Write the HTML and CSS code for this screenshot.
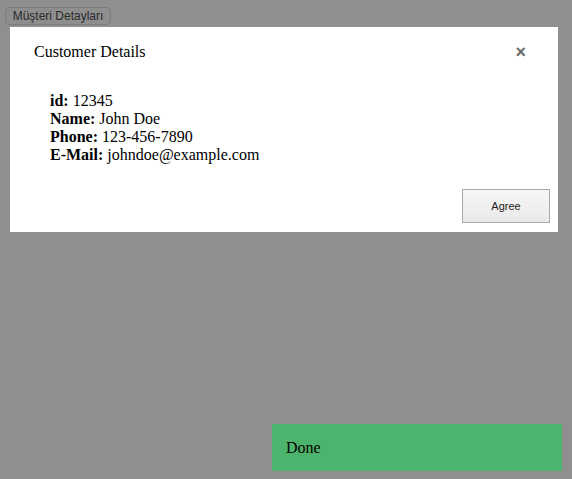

********

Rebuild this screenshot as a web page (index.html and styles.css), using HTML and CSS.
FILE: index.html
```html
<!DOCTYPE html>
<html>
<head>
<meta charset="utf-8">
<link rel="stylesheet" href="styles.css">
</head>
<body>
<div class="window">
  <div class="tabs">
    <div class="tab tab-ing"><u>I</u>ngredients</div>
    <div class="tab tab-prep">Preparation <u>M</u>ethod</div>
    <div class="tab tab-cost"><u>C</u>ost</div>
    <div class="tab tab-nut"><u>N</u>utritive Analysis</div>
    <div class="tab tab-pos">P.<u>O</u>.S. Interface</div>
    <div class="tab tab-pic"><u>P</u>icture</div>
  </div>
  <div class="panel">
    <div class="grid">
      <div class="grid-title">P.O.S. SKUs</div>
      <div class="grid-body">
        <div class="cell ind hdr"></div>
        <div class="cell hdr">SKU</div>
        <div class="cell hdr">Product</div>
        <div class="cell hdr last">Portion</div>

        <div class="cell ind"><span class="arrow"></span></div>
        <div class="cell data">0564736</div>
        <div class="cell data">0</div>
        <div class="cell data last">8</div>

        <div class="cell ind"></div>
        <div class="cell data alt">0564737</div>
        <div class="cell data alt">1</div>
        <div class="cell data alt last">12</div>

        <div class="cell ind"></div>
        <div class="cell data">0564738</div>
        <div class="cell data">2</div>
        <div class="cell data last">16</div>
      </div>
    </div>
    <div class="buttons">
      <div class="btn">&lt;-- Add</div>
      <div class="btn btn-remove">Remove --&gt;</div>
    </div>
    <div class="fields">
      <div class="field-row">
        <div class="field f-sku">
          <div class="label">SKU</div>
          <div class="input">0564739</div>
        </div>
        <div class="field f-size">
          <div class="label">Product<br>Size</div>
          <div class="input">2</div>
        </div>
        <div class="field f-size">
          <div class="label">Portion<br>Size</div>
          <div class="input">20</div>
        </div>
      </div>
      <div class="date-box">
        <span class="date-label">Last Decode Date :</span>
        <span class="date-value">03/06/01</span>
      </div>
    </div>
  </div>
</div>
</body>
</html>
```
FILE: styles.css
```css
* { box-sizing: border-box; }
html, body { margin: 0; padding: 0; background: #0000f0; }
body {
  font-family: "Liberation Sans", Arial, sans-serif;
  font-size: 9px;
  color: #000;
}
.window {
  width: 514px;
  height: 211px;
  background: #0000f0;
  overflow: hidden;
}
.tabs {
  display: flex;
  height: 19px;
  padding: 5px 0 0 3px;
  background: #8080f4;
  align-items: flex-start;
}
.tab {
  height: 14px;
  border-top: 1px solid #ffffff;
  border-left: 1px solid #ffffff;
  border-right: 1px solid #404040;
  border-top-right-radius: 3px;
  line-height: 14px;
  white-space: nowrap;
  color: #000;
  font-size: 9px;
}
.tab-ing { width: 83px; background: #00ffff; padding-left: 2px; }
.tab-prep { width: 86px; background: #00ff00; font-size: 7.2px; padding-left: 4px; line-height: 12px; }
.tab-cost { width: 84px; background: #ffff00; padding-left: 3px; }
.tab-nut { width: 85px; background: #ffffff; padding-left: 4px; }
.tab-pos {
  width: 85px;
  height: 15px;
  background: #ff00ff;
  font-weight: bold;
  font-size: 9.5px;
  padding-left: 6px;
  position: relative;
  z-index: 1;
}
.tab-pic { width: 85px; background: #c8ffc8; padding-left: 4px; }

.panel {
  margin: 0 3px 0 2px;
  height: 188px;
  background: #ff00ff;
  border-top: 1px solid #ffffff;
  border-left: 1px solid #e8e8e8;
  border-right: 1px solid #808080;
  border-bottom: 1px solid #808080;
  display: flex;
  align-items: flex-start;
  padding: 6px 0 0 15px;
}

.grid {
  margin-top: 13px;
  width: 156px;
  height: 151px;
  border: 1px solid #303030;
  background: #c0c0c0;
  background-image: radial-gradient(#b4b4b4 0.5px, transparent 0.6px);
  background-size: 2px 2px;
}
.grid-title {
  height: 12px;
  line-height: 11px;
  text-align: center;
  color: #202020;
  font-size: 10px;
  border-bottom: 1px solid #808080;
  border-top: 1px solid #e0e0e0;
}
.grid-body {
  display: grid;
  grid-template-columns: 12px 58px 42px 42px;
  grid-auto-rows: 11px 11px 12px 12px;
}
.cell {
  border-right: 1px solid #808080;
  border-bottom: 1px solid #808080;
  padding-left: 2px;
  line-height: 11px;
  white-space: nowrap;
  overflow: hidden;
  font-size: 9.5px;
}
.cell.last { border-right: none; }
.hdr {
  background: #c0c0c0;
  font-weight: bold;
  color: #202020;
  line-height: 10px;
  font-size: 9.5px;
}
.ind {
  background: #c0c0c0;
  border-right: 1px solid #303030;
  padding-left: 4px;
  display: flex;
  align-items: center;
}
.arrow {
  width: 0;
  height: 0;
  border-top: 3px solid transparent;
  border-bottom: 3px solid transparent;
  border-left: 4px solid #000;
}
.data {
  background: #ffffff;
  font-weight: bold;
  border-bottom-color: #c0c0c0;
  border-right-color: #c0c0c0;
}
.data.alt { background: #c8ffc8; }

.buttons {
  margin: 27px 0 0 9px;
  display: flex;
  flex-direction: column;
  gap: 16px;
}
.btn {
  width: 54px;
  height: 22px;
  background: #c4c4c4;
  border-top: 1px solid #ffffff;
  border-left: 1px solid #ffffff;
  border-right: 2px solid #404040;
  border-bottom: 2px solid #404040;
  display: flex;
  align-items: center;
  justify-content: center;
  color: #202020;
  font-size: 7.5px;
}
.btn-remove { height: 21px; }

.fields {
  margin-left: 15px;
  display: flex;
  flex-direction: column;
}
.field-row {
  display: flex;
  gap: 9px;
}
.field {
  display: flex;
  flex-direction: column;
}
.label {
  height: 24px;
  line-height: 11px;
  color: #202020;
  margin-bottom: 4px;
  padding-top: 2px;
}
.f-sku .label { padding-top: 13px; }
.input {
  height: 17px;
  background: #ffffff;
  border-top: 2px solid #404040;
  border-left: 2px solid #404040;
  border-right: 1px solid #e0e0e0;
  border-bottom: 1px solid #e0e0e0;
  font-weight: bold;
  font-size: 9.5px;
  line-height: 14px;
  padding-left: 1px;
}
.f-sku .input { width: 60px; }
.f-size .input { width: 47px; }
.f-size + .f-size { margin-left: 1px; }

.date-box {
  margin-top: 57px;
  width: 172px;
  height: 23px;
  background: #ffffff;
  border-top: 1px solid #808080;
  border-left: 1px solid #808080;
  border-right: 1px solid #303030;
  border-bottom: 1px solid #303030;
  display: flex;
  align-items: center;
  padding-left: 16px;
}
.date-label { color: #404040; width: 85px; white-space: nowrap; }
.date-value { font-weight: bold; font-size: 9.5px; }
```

********

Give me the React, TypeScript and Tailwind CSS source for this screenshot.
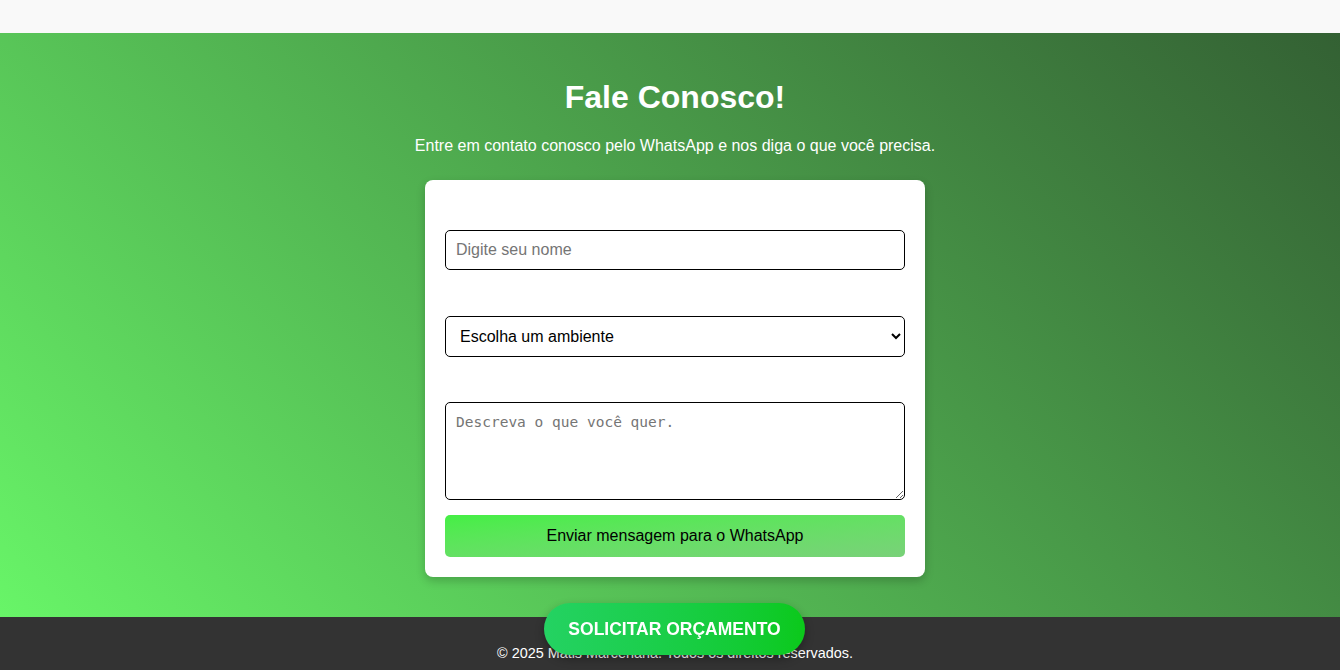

********

• **PROMPT**
Return all the lines that contain the string "screenshot".

• **WRITTEN ANSWER**
Write the HTML and CSS code for this screenshot.
Rebuild this screenshot as a web page (index.html and styles.css), using HTML and CSS.
Give me the React, TypeScript and Tailwind CSS source for this screenshot.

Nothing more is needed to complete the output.